Thränhardts Analyse beschäftigt sich auch mit den Ursachen der unterschiedlichen Arbeitsbeteiligung innerhalb der EU. Grundsätzlich seien die rechtlichen Voraussetzungen ähnlich: In allen EU-Ländern bekommen ukrainische Flüchtlinge einen vorübergehenden Schutzstatus. So können sie ohne aufwendiges Asylverfahren im Aufnahmeland leben, sind in die Gesundheits- und Sozialsysteme integriert und dürfen sofort arbeiten. Dennoch liegt die Quote in Tschechien bei 50 Prozent, in Polen bei 66 Prozent und in den Niederlanden sogar bei 70 Prozent. 

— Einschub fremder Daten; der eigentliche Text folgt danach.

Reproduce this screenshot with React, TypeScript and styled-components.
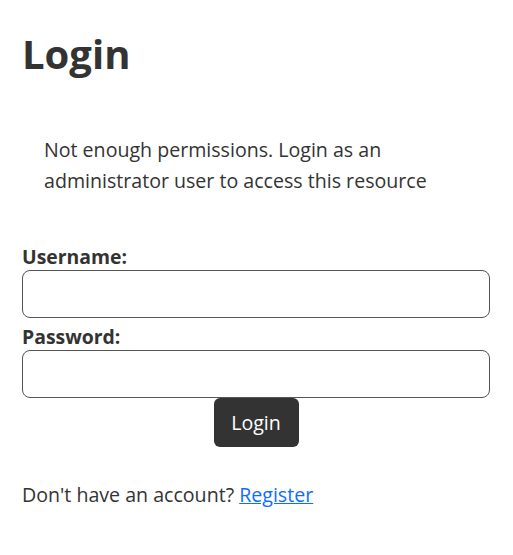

Dass Polen und Tschechien im Vergleich zu Deutschland einen so großen Vorsprung haben, liege auch daran, dass die finanzielle Unterstützung in Polen und Tschechien deutlich geringer als in Deutschland und auch zeitlich begrenzt sei. Allein das Bürgergeld für alleinstehende Flüchtlinge aus der Ukraine liegt hierzulande bei 563 Euro, dazu kommen Wohngeld und Heizkosten, die übernommen werden. In Tschechien bekommen die Flüchtlinge zunächst eine monatliche Soforthilfe von umgerechnet 200 Euro. Nach fünf Monaten sinkt der Betrag auf 130 Euro. Auch die Krankenversicherung und die Kosten für die Unterbringung in einer Sammelunterkunft werden inzwischen nur noch befristet übernommen. In Polen kann auf Antrag eine Einmalzahlung von umgerechnet 66 Euro sowie Kindergeld in Höhe von 110 Euro pro Monat ausgezahlt werden; darüber hinaus gibt es keine Sozialhilfe mehr. Wer länger als vier Monate in einer Sammelunterkunft lebt, muss die Kosten zur Hälfte selbst übernehmen. Das bedeutet: Viele Geflüchtete sind gezwungen, einen Job anzunehmen, in der Regel auch im Niedriglohnsektor.